▶
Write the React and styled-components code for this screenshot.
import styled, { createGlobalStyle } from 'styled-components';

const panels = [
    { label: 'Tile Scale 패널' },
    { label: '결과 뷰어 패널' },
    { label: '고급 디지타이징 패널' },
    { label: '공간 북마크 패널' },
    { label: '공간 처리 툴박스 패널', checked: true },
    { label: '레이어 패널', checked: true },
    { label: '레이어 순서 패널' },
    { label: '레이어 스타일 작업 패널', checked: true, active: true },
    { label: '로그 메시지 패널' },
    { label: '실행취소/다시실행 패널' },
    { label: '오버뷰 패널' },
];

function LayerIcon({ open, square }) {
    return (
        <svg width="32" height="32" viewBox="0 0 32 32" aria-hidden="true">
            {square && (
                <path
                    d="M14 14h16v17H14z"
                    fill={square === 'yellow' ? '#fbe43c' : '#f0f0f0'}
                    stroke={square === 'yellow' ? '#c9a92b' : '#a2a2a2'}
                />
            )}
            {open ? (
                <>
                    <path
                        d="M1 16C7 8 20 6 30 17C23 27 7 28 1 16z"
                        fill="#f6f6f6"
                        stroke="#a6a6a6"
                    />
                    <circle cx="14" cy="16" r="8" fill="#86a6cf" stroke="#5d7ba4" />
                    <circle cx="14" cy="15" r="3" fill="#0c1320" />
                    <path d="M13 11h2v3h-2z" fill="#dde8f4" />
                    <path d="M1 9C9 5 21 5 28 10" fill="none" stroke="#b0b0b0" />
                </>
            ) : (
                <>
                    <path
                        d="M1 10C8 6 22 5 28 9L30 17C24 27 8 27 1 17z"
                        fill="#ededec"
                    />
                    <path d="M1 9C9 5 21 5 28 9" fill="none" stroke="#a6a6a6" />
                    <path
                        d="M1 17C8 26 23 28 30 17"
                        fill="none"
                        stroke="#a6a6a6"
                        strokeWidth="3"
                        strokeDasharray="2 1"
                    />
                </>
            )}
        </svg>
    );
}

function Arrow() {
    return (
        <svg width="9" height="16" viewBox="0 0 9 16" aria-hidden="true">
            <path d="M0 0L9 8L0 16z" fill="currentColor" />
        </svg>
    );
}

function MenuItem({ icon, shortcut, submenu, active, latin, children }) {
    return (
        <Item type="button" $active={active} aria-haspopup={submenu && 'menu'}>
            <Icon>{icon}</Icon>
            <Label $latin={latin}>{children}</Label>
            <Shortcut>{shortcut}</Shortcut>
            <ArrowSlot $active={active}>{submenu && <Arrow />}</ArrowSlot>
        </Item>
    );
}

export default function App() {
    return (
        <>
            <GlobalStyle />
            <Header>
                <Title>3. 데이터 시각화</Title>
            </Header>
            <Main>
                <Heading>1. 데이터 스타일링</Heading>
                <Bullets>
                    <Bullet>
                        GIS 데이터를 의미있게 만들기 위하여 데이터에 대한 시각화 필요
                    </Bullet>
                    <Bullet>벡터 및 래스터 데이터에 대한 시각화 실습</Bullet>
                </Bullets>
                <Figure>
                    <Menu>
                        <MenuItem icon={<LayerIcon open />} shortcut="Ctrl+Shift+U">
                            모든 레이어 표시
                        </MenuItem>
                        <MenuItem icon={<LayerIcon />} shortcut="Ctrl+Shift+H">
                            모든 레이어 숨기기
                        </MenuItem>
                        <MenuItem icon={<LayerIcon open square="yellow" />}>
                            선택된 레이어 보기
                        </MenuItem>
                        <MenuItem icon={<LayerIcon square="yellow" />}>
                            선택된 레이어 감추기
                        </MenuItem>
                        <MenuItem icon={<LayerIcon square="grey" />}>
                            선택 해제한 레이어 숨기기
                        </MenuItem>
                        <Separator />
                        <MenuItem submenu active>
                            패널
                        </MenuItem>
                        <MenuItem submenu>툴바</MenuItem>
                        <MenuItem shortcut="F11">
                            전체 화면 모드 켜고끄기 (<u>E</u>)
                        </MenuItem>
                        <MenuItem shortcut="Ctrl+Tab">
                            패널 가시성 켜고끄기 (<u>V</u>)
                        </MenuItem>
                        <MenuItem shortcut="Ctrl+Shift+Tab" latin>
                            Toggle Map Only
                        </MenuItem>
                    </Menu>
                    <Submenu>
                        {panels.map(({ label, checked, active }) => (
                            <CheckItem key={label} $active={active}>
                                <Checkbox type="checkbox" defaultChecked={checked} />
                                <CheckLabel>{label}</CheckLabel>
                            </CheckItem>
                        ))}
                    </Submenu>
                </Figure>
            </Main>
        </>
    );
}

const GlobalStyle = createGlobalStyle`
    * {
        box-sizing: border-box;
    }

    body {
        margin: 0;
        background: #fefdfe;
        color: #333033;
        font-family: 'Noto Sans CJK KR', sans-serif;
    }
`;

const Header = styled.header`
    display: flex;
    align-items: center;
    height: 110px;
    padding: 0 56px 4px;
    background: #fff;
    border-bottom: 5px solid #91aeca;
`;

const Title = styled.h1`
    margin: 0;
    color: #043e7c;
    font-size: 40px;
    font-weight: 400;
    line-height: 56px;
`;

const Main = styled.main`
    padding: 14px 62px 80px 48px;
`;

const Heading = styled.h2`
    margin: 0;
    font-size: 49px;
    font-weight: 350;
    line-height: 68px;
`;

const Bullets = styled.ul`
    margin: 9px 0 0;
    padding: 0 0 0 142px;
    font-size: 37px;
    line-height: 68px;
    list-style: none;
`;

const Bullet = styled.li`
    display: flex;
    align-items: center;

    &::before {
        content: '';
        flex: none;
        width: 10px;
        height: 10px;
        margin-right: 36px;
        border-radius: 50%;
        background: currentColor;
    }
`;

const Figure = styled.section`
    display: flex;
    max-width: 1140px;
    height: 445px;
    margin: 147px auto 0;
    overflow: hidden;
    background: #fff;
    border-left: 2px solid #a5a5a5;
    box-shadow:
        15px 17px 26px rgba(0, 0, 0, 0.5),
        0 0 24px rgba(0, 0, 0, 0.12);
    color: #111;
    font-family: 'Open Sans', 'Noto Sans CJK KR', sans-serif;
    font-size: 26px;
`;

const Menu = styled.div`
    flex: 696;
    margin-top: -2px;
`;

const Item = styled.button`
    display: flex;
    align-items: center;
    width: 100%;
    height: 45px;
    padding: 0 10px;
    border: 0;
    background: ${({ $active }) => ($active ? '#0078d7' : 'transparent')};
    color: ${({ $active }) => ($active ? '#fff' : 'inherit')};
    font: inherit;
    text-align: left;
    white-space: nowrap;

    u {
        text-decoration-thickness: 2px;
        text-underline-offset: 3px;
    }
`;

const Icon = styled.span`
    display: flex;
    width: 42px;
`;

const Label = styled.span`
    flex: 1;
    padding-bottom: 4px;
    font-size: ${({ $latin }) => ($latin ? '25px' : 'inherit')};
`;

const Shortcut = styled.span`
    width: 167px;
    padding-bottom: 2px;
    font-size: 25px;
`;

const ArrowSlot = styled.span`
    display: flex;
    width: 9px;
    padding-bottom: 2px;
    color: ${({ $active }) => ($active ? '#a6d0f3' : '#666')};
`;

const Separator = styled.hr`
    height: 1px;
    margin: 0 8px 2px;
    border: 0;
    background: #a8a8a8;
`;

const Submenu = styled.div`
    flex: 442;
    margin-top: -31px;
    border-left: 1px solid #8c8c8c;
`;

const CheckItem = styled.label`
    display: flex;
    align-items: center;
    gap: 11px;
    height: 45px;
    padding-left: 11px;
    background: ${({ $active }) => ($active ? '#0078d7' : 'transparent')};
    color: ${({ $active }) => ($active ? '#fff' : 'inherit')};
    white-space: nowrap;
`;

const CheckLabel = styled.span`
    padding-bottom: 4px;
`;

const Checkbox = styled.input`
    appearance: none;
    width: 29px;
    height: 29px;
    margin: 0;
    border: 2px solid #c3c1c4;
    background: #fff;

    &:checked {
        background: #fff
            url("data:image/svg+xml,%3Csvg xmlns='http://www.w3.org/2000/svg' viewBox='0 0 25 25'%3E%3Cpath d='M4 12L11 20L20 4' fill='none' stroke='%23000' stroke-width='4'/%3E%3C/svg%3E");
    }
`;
◀
▶
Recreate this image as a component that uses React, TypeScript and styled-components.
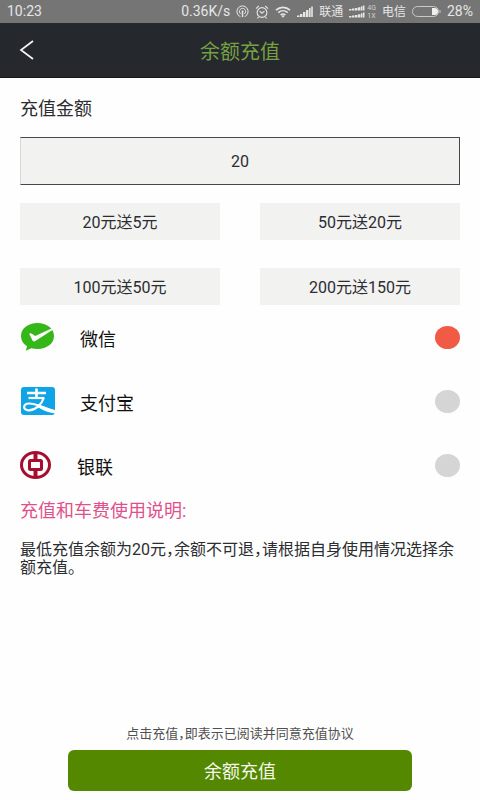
◀
▶
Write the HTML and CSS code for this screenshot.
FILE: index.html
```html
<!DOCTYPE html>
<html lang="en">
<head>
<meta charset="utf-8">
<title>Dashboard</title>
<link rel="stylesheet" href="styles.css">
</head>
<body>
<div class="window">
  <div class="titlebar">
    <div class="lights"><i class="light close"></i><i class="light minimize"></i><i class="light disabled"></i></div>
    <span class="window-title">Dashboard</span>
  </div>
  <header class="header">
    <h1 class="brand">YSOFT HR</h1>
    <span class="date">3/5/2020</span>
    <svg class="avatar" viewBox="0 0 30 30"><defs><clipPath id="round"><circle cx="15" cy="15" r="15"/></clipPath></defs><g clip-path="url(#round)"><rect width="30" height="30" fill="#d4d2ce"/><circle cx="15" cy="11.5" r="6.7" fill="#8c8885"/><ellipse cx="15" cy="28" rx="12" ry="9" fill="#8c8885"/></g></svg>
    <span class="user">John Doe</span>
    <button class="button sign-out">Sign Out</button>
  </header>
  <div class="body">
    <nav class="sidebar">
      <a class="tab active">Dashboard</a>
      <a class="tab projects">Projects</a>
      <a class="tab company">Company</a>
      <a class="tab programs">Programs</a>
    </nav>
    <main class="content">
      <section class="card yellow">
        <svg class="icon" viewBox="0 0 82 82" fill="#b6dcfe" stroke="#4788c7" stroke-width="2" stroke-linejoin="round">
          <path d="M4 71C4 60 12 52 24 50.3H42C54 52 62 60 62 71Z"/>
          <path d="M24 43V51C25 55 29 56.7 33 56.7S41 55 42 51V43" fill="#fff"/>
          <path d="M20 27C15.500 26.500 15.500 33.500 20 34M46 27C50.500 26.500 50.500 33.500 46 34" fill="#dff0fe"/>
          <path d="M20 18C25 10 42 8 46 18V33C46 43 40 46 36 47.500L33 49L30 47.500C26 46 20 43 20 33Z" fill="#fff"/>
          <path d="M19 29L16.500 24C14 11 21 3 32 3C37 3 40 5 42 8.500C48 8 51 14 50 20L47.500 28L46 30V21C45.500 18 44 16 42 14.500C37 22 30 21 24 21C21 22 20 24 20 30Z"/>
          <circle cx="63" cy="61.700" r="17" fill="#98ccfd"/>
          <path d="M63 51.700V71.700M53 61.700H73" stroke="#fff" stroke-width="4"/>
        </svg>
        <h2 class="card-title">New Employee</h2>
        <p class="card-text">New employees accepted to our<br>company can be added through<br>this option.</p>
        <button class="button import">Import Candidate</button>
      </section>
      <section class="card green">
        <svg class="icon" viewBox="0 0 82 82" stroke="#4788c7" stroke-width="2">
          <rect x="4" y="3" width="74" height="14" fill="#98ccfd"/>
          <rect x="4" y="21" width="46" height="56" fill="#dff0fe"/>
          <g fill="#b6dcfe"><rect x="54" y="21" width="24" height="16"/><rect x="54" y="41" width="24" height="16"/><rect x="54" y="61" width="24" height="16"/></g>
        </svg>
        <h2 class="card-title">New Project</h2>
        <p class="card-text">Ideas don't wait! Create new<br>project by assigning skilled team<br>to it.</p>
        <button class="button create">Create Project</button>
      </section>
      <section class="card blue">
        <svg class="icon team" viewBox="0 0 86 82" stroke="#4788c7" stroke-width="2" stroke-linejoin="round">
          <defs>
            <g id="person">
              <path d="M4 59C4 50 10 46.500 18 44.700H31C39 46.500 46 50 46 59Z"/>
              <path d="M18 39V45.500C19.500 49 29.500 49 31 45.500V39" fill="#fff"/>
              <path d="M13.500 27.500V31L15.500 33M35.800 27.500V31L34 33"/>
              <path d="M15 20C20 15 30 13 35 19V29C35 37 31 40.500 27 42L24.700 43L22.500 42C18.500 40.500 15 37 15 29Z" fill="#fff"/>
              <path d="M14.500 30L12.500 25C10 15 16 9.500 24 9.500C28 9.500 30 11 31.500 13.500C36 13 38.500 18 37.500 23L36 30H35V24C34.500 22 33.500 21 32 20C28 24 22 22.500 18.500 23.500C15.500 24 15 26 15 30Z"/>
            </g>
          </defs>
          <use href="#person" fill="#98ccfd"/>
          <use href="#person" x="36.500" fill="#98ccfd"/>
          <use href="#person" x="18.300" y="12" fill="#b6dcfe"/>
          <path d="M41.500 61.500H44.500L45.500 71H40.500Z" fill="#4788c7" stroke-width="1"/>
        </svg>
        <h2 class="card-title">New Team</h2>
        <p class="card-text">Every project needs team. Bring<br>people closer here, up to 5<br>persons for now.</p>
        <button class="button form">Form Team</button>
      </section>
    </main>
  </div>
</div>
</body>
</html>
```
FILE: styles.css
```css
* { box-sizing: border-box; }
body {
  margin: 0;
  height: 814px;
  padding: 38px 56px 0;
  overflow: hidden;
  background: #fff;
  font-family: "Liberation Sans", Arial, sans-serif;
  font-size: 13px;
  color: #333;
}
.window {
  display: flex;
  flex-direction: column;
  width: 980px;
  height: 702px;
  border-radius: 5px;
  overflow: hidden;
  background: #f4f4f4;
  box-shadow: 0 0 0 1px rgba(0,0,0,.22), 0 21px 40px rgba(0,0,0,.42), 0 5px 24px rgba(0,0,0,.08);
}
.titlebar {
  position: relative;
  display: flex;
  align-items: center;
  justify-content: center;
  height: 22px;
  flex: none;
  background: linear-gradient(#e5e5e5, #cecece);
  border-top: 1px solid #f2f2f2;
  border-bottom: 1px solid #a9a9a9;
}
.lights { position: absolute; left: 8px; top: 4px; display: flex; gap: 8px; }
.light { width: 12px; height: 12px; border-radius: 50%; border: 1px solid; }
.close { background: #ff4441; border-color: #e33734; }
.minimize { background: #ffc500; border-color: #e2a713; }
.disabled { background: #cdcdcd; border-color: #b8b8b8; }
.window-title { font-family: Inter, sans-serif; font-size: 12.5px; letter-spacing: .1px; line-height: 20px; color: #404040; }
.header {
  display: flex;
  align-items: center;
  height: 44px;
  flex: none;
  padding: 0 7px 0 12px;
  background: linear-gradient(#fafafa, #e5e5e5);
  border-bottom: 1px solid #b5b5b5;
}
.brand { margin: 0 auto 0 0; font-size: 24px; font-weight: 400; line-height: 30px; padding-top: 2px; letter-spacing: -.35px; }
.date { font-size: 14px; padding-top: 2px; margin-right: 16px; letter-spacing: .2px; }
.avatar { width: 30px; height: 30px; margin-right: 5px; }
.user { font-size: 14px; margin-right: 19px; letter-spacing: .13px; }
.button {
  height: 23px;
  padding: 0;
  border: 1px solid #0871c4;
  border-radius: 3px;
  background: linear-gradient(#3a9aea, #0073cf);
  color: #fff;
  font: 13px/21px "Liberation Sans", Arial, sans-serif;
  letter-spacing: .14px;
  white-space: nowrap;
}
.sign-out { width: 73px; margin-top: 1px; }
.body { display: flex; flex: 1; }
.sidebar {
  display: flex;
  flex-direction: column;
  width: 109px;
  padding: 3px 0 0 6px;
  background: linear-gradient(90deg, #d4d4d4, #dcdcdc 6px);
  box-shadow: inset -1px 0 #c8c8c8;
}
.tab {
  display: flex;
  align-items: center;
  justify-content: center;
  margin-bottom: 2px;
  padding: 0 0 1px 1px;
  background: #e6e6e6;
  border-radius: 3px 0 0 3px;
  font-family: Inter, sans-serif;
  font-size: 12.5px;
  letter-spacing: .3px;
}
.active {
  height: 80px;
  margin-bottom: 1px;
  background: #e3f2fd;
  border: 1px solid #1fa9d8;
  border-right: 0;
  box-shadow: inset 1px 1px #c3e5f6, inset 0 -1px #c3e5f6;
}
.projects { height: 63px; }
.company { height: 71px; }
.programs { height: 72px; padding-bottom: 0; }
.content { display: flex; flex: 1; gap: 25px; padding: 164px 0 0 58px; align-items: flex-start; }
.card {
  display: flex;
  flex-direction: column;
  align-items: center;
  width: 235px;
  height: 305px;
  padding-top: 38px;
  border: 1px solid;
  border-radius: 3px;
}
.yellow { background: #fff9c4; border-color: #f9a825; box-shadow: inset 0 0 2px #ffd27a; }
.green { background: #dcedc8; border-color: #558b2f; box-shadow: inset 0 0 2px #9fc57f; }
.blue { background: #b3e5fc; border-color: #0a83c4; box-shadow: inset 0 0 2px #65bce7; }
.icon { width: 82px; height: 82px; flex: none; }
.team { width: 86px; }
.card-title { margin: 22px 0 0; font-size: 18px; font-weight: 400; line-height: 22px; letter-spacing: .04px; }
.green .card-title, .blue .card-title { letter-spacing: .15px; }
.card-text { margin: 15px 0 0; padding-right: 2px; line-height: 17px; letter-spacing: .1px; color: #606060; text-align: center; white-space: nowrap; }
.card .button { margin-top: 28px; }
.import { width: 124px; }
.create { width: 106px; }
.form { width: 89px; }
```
◀
Aim: Pull out all lines of the data with the string "Write".

Final result:
Write the React and styled-components code for this screenshot.
Write the HTML and CSS code for this screenshot.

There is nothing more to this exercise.